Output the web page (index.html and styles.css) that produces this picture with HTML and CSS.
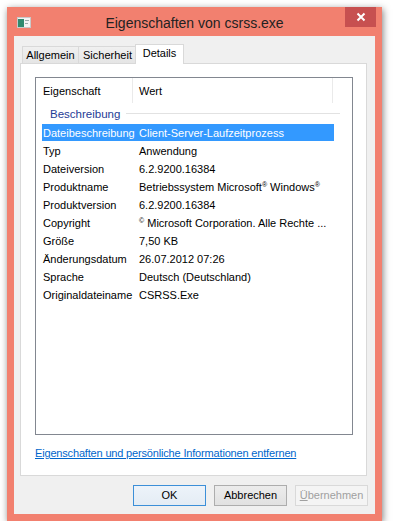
FILE: index.html
```html
<!DOCTYPE html>
<html lang="de">
<head>
  <meta charset="UTF-8">
  <title>Eigenschaften von csrss.exe</title>
  <link rel="stylesheet" href="styles.css">
</head>
<body>
  <div class="window">
    <div class="titlebar">
      <div class="app-icon">
        <svg width="14" height="11" viewBox="0 0 14 11">
          <rect x="0.5" y="0.5" width="13" height="10" fill="#f4f4f4" stroke="#c9c9c9"/>
          <rect x="1" y="2" width="6" height="8" fill="#2f8a6e"/>
          <rect x="8" y="3" width="4" height="1" fill="#9aa"/>
          <rect x="8" y="6" width="3" height="1" fill="#9aa"/>
        </svg>
      </div>
      <div class="title">Eigenschaften von csrss.exe</div>
      <div class="title-right">
        <div class="close">
          <svg width="10" height="10" viewBox="0 0 10 10">
            <path d="M1.5 1.5 L8.5 8.5 M8.5 1.5 L1.5 8.5" stroke="#fff" stroke-width="2"/>
          </svg>
        </div>
      </div>
    </div>

    <div class="client">
      <div class="tabs">
        <div class="tab">Allgemein</div>
        <div class="tab">Sicherheit</div>
        <div class="tab active">Details</div>
      </div>

      <div class="panel">
        <div class="listbox">
          <div class="list-head">
            <div class="hcell c1">Eigenschaft</div>
            <div class="hcell c2">Wert</div>
          </div>
          <div class="group">
            <span>Beschreibung</span>
            <i class="group-line"></i>
          </div>
          <div class="row selected"><span class="c1">Dateibeschreibung</span><span class="c2">Client-Server-Laufzeitprozess</span></div>
          <div class="row"><span class="c1">Typ</span><span class="c2">Anwendung</span></div>
          <div class="row"><span class="c1">Dateiversion</span><span class="c2">6.2.9200.16384</span></div>
          <div class="row"><span class="c1">Produktname</span><span class="c2">Betriebssystem Microsoft<sup>®</sup> Windows<sup>®</sup></span></div>
          <div class="row"><span class="c1">Produktversion</span><span class="c2">6.2.9200.16384</span></div>
          <div class="row"><span class="c1">Copyright</span><span class="c2"><sup>©</sup> Microsoft Corporation. Alle Rechte ...</span></div>
          <div class="row"><span class="c1">Größe</span><span class="c2">7,50 KB</span></div>
          <div class="row"><span class="c1">Änderungsdatum</span><span class="c2">26.07.2012 07:26</span></div>
          <div class="row"><span class="c1">Sprache</span><span class="c2">Deutsch (Deutschland)</span></div>
          <div class="row"><span class="c1">Originaldateiname</span><span class="c2">CSRSS.Exe</span></div>
        </div>
        <a class="link" href="#">Eigenschaften und persönliche Informationen entfernen</a>
      </div>

      <div class="buttons">
        <div class="btn default">OK</div>
        <div class="btn">Abbrechen</div>
        <div class="btn disabled"><u>Ü</u>bernehmen</div>
      </div>
    </div>
  </div>
</body>
</html>
```

FILE: styles.css
```css
* {
  box-sizing: border-box;
}
html, body {
  margin: 0;
  padding: 0;
}
body {
  background: #fff;
  padding: 7px 0 0 7px;
  font-family: "Liberation Sans", Arial, sans-serif;
  font-size: 11px;
  color: #000;
}

.window {
  width: 375px;
  height: 514px;
  background: #f2806f;
  box-shadow: 1px 2px 7px rgba(0, 0, 0, 0.5);
  display: flex;
  flex-direction: column;
}

/* title bar */
.titlebar {
  height: 29px;
  display: grid;
  grid-template-columns: 1fr auto 1fr;
}
.app-icon {
  padding: 10px 0 0 10px;
}
.title {
  font-size: 14px;
  color: #222;
  padding-top: 8px;
}
.title-right {
  display: flex;
  justify-content: flex-end;
  padding-right: 6px;
}
.close {
  width: 31px;
  height: 20px;
  background: #c75050;
  display: flex;
  align-items: center;
  justify-content: center;
}

/* client area */
.client {
  flex: 1;
  margin: 0 7px 7px 7px;
  background: #f0f0f0;
  padding: 8px 8px 0 6px;
  display: flex;
  flex-direction: column;
}
.tabs {
  display: flex;
  align-items: flex-end;
  padding-left: 2px;
  height: 19px;
}
.tab {
  height: 17px;
  line-height: 17px;
  border: 1px solid #d9d9d9;
  border-bottom: none;
  margin-right: -1px;
  background: linear-gradient(#f0f0f0, #e5e5e5);
  text-align: center;
}
.tab:nth-child(1) { width: 57px; }
.tab:nth-child(2) { width: 59px; }
.tab.active {
  width: 49px;
  height: 20px;
  margin: 0 0 -1px -1px;
  background: #fff;
  position: relative;
  z-index: 1;
  line-height: 17px;
}

.panel {
  flex: 1;
  background: #fff;
  border: 1px solid #d9d9d9;
  padding: 13px 13px 0 14px;
}

/* list view */
.listbox {
  height: 358px;
  border: 1px solid #828790;
}
.list-head {
  height: 25px;
  display: flex;
}
.hcell {
  line-height: 27px;
  border-right: 1px solid #eaeaea;
}
.hcell.c1 {
  width: 97px;
  padding-left: 7px;
}
.hcell.c2 {
  width: 200px;
  padding-left: 6px;
}
.group {
  height: 21px;
  display: flex;
  align-items: center;
  padding-left: 14px;
  color: #1e3c96;
  font-size: 11.5px;
}
.group-line {
  flex: 1;
  height: 1px;
  background: #e2e2e2;
  margin: 0 12px 0 6px;
}
.row {
  height: 18px;
  width: 292px;
  margin-left: 6px;
  display: flex;
  line-height: 18px;
  white-space: nowrap;
}
.row .c1 {
  width: 97px;
  flex-shrink: 0;
  padding-left: 1px;
}
.row.selected {
  background: linear-gradient(#3399ff 17px, transparent 17px);
  color: #fff;
}
sup {
  font-size: 7px;
  vertical-align: 4px;
  line-height: 0;
}

.link {
  display: inline-block;
  margin-top: 12px;
  color: #0066cc;
  text-decoration: underline;
  letter-spacing: -0.17px;
}

/* buttons */
.buttons {
  height: 21px;
  margin: 9px -1px 8px 0;
  display: flex;
  justify-content: flex-end;
  gap: 8px;
}
.btn {
  width: 73px;
  height: 21px;
  line-height: 19px;
  text-align: center;
  border: 1px solid #adadad;
  background: linear-gradient(#ececec, #e1e1e1);
}
.btn.default {
  border-color: #3c8fd8;
  background: linear-gradient(#edf3fa, #e4ecf4);
}
.btn.disabled {
  color: #a0a0a0;
  border-color: #d9d9d9;
  background: #f4f4f4;
}
```
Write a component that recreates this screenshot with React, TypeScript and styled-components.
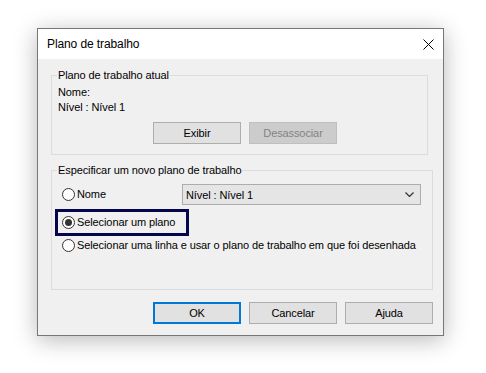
import React from 'react';
import styled, { createGlobalStyle } from 'styled-components';

const GlobalStyle = createGlobalStyle`
  html, body {
    margin: 0;
    padding: 0;
    background: #ffffff;
  }
  body {
    font-family: "Liberation Sans", Arial, sans-serif;
    font-size: 11px;
    letter-spacing: -0.1px;
    color: #000;
  }
`;

const Page = styled.div`
  width: 486px;
  height: 373px;
  padding: 28px 0 0 37px;
  box-sizing: border-box;
`;

const Dialog = styled.div`
  width: 407px;
  height: 308px;
  box-sizing: border-box;
  border: 1px solid #777777;
  background: #f0f0f0;
  box-shadow: 0 4px 22px rgba(0, 0, 0, 0.28);
  display: flex;
  flex-direction: column;
`;

const TitleBar = styled.div`
  height: 30px;
  background: #ffffff;
  display: flex;
  align-items: center;
  justify-content: space-between;
  padding: 0 9px 0 9px;
  flex-shrink: 0;
`;

const Title = styled.span`
  font-size: 12px;
  line-height: 16px;
`;

const CloseButton = styled.button`
  width: 12px;
  height: 12px;
  padding: 0;
  border: none;
  background: transparent;
  display: flex;
  align-items: center;
  justify-content: center;
`;

const Body = styled.div`
  flex: 1;
  display: flex;
  flex-direction: column;
  padding: 8px 0 0 13px;
`;

const Group = styled.fieldset<{ $right: number; $bottom: number }>`
  margin: 0 ${(p) => p.$right}px 0 0;
  padding: 0 0 ${(p) => p.$bottom}px 5px;
  border: 1px solid #dcdcdc;
  min-inline-size: 0;
  & + & {
    margin-top: 7px;
  }
`;

const Legend = styled.legend`
  padding: 0 1px;
  line-height: 16px;
`;

const InfoLine = styled.div`
  line-height: 15px;
  padding-left: 1px;
  &:first-of-type {
    margin-top: 2px;
  }
`;

const ButtonRow = styled.div<{ $indent: number; $top: number }>`
  display: flex;
  gap: 8px;
  padding-left: ${(p) => p.$indent}px;
  margin-top: ${(p) => p.$top}px;
`;

const Button = styled.button<{ $default?: boolean }>`
  width: 88px;
  height: 22px;
  box-sizing: border-box;
  padding: 0;
  font-family: inherit;
  font-size: 11px;
  letter-spacing: -0.1px;
  color: #000;
  background: #e1e1e1;
  border: ${(p) => (p.$default ? '2px solid #0078d7' : '1px solid #adadad')};

  &:disabled {
    background: #cccccc;
    border-color: #bfbfbf;
    color: #838383;
  }
`;

const OptionRow = styled.div<{ $top: number }>`
  display: flex;
  align-items: center;
  margin-top: ${(p) => p.$top}px;
  padding-left: 5px;
`;

const Highlight = styled.div`
  display: flex;
  align-items: center;
  width: 134px;
  height: 27px;
  box-sizing: border-box;
  border: 3px solid #05054d;
  margin: 4px 0 0 -2px;
  padding-left: 4px;
`;

const RadioLabel = styled.label`
  display: flex;
  align-items: center;
  gap: 2px;
  line-height: 17px;
  white-space: nowrap;
`;

const RadioCircle = styled.span<{ $checked?: boolean }>`
  width: 13px;
  height: 13px;
  box-sizing: border-box;
  border-radius: 50%;
  border: 1px solid #333333;
  background: #ffffff;
  display: flex;
  align-items: center;
  justify-content: center;

  &::after {
    content: '';
    width: 7px;
    height: 7px;
    border-radius: 50%;
    background: ${(p) => (p.$checked ? '#333333' : 'transparent')};
  }
`;

const Combo = styled.div`
  margin-left: auto;
  margin-right: 11px;
  width: 239px;
  height: 21px;
  box-sizing: border-box;
  border: 1px solid #adadad;
  background: #e5e5e5;
  display: flex;
  align-items: center;
  justify-content: space-between;
  padding: 0 6px 0 3px;
`;

const Footer = styled.div`
  display: flex;
  justify-content: flex-end;
  gap: 8px;
  padding-right: 10px;
  margin-top: 12px;
`;

const Radio: React.FC<{ checked?: boolean; children: React.ReactNode }> = ({ checked, children }) => (
  <RadioLabel>
    <RadioCircle $checked={checked} />
    {children}
  </RadioLabel>
);

const App: React.FC = () => {
  return (
    <>
      <GlobalStyle />
      <Page>
        <Dialog>
          <TitleBar>
            <Title>Plano de trabalho</Title>
            <CloseButton aria-label="Fechar">
              <svg width="11" height="11" viewBox="0 0 11 11">
                <path d="M0.5 0.5 L10.5 10.5 M10.5 0.5 L0.5 10.5" stroke="#000" strokeWidth="1" fill="none" />
              </svg>
            </CloseButton>
          </TitleBar>

          <Body>
            <Group $right={15} $bottom={10}>
              <Legend>Plano de trabalho atual</Legend>
              <InfoLine>Nome:</InfoLine>
              <InfoLine>Nível : Nível 1</InfoLine>
              <ButtonRow $indent={96} $top={7}>
                <Button>Exibir</Button>
                <Button disabled>Desassociar</Button>
              </ButtonRow>
            </Group>

            <Group $right={10} $bottom={35}>
              <Legend>Especificar um novo plano de trabalho</Legend>
              <OptionRow $top={6}>
                <Radio>Nome</Radio>
                <Combo>
                  <span>Nível : Nível 1</span>
                  <svg width="9" height="5" viewBox="0 0 9 5">
                    <path d="M0.5 0.5 L4.5 4.5 L8.5 0.5" stroke="#333" strokeWidth="1.2" fill="none" />
                  </svg>
                </Combo>
              </OptionRow>
              <Highlight>
                <Radio checked>Selecionar um plano</Radio>
              </Highlight>
              <OptionRow $top={1}>
                <Radio>Selecionar uma linha e usar o plano de trabalho em que foi desenhada</Radio>
              </OptionRow>
            </Group>

            <Footer>
              <Button $default>OK</Button>
              <Button>Cancelar</Button>
              <Button>Ajuda</Button>
            </Footer>
          </Body>
        </Dialog>
      </Page>
    </>
  );
};

export default App;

## Goal
Go through the material above and copy each line that has the word "styles".

## Solution
Output the web page (index.html and styles.css) that produces this picture with HTML and CSS.
  <link rel="stylesheet" href="styles.css">
FILE: styles.css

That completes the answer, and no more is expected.